THE EXERCISE: Copy out each line of the material below that holds the string "React".

* * * *

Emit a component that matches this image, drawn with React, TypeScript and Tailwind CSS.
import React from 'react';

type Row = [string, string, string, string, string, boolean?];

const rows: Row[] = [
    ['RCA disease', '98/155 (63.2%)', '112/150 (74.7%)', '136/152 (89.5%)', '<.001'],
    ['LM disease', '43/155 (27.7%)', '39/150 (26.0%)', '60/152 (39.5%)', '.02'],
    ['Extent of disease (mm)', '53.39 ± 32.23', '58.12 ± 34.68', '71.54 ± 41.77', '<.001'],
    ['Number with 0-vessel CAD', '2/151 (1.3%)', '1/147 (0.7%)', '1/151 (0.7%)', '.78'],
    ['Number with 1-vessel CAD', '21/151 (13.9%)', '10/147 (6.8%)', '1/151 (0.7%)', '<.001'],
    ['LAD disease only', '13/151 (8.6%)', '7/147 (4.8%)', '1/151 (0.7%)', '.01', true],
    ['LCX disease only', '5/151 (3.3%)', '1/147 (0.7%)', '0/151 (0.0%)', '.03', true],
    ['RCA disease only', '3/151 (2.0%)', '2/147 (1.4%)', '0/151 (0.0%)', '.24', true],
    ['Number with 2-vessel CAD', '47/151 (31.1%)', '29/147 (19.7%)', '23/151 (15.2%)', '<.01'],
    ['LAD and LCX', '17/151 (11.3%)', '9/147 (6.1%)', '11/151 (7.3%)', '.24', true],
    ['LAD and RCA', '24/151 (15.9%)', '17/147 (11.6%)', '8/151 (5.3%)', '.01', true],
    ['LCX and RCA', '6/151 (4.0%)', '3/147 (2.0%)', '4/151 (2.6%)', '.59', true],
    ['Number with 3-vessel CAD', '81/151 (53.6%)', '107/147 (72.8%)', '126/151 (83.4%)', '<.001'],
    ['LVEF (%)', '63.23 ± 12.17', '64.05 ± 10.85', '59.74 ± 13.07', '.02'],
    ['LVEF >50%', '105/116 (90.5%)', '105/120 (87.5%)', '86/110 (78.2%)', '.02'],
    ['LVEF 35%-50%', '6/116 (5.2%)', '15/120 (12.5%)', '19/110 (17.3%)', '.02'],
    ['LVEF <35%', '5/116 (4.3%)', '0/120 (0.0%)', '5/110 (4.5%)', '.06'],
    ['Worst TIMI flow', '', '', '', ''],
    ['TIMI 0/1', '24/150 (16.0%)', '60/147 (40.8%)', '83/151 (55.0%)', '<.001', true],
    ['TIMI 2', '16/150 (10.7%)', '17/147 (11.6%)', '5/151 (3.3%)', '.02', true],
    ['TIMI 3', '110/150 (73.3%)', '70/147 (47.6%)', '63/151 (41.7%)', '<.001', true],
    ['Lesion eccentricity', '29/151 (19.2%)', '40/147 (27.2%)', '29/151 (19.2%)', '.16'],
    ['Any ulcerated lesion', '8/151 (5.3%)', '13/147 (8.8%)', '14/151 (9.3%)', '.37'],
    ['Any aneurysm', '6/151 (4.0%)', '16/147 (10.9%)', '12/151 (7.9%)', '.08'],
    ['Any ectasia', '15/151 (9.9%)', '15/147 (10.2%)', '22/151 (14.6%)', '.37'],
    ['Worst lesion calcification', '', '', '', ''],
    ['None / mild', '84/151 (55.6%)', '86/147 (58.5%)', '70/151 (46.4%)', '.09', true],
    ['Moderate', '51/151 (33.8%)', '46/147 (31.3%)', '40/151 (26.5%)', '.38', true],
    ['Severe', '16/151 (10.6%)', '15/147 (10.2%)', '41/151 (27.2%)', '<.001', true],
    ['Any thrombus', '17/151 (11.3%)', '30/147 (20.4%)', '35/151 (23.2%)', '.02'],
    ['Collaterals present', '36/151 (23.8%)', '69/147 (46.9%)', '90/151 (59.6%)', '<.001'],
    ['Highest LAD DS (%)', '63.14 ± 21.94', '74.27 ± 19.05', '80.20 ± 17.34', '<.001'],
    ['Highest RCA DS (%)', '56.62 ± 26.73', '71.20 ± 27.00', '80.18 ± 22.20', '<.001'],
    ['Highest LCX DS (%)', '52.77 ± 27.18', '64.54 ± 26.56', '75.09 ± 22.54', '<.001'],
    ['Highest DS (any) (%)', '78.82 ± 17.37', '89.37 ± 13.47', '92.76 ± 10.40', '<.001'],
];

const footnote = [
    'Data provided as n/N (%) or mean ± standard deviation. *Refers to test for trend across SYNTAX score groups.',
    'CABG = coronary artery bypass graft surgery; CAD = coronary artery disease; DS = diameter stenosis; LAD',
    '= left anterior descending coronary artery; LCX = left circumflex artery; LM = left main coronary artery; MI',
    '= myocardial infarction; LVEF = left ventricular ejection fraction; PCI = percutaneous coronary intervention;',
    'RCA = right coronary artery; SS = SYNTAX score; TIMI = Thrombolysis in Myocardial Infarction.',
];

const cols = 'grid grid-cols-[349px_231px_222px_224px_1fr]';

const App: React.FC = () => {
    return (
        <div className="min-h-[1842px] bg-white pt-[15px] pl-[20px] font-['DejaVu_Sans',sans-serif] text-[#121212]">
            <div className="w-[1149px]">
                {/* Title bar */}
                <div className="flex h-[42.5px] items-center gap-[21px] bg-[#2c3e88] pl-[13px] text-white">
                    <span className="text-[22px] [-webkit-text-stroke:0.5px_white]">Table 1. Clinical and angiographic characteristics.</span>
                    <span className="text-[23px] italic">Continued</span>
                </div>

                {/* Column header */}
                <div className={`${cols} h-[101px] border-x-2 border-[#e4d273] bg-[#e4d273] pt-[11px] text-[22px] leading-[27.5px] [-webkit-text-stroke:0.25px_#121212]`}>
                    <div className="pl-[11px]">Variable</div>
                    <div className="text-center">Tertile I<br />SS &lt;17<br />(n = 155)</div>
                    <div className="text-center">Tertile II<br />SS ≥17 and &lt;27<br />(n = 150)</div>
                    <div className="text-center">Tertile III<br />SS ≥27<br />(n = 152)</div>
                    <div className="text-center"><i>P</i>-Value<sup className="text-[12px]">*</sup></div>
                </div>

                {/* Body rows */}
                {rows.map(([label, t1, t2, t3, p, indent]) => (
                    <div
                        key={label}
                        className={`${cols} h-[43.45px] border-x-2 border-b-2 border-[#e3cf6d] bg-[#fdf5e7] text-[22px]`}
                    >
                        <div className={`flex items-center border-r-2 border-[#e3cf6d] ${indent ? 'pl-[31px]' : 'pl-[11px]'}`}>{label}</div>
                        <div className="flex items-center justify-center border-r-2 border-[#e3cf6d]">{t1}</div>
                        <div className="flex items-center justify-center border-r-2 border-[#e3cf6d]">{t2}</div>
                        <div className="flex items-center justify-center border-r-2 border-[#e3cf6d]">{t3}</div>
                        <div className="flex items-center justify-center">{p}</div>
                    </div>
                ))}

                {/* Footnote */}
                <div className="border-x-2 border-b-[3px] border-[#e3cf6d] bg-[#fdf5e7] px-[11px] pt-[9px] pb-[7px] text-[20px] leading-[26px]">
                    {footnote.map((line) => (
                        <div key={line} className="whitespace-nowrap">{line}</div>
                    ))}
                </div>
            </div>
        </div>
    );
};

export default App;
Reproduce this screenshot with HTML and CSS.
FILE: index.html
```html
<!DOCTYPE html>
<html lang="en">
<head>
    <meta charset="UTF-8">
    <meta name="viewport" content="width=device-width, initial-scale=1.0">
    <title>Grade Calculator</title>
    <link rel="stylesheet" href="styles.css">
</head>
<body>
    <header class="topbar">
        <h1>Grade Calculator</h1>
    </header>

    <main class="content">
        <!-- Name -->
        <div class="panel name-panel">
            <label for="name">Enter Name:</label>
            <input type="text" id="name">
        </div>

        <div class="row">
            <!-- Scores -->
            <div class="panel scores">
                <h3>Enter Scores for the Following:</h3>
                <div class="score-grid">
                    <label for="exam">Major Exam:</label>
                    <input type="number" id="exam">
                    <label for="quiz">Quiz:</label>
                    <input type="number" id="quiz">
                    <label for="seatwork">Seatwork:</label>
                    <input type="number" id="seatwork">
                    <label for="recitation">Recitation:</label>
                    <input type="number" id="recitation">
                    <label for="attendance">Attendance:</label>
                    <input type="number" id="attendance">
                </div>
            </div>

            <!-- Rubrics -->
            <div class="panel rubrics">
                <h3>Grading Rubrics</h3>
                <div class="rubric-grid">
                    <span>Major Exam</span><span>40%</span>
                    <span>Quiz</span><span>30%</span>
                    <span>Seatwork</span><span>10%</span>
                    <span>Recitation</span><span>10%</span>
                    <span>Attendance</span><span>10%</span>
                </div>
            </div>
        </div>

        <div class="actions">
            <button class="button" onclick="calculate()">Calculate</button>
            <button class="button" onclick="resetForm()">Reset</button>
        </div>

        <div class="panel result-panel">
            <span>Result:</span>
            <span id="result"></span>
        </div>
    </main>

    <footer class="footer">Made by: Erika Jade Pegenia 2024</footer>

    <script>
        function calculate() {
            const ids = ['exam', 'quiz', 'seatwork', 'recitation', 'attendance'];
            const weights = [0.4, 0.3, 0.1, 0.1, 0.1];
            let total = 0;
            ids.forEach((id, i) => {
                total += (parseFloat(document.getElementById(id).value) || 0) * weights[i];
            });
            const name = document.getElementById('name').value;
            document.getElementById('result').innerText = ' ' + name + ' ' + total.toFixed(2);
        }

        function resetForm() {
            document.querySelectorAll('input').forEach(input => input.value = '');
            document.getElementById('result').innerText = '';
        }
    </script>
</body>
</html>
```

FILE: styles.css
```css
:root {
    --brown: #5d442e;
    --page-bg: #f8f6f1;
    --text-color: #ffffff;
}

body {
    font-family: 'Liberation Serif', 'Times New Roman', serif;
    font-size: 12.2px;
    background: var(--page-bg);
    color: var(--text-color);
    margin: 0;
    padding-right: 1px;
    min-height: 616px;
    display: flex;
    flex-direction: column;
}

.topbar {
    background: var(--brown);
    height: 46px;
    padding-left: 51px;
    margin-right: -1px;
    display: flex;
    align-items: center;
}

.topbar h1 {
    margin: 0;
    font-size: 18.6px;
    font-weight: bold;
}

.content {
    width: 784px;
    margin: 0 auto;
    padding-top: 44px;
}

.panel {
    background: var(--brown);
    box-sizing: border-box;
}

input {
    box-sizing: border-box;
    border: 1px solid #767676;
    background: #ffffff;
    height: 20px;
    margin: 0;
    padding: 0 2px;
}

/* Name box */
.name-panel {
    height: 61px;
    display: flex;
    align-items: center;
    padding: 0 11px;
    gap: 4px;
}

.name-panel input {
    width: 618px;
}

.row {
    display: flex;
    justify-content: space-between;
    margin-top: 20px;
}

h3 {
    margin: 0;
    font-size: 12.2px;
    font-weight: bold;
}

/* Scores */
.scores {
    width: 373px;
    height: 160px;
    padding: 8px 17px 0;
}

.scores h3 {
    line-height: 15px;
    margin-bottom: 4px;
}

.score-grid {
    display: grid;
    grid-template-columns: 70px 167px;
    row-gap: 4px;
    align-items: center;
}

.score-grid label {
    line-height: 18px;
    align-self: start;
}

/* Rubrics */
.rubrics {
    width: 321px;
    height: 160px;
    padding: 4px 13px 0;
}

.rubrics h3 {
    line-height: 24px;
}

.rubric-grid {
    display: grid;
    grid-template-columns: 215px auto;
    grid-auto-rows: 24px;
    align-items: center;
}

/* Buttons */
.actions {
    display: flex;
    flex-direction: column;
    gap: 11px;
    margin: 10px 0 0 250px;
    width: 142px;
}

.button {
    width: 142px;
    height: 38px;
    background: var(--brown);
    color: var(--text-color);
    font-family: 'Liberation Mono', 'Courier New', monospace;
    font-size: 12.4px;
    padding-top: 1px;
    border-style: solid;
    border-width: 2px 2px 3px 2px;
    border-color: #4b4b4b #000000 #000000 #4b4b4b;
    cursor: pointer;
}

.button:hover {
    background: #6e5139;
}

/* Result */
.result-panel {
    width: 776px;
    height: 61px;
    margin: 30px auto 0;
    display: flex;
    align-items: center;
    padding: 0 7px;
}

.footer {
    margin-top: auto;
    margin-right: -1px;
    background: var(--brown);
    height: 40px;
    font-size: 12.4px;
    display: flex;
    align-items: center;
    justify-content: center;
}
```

* * * *

COMPLETED EXERCISE:
Emit a component that matches this image, drawn with React, TypeScript and Tailwind CSS.
import React from 'react';
const App: React.FC = () => {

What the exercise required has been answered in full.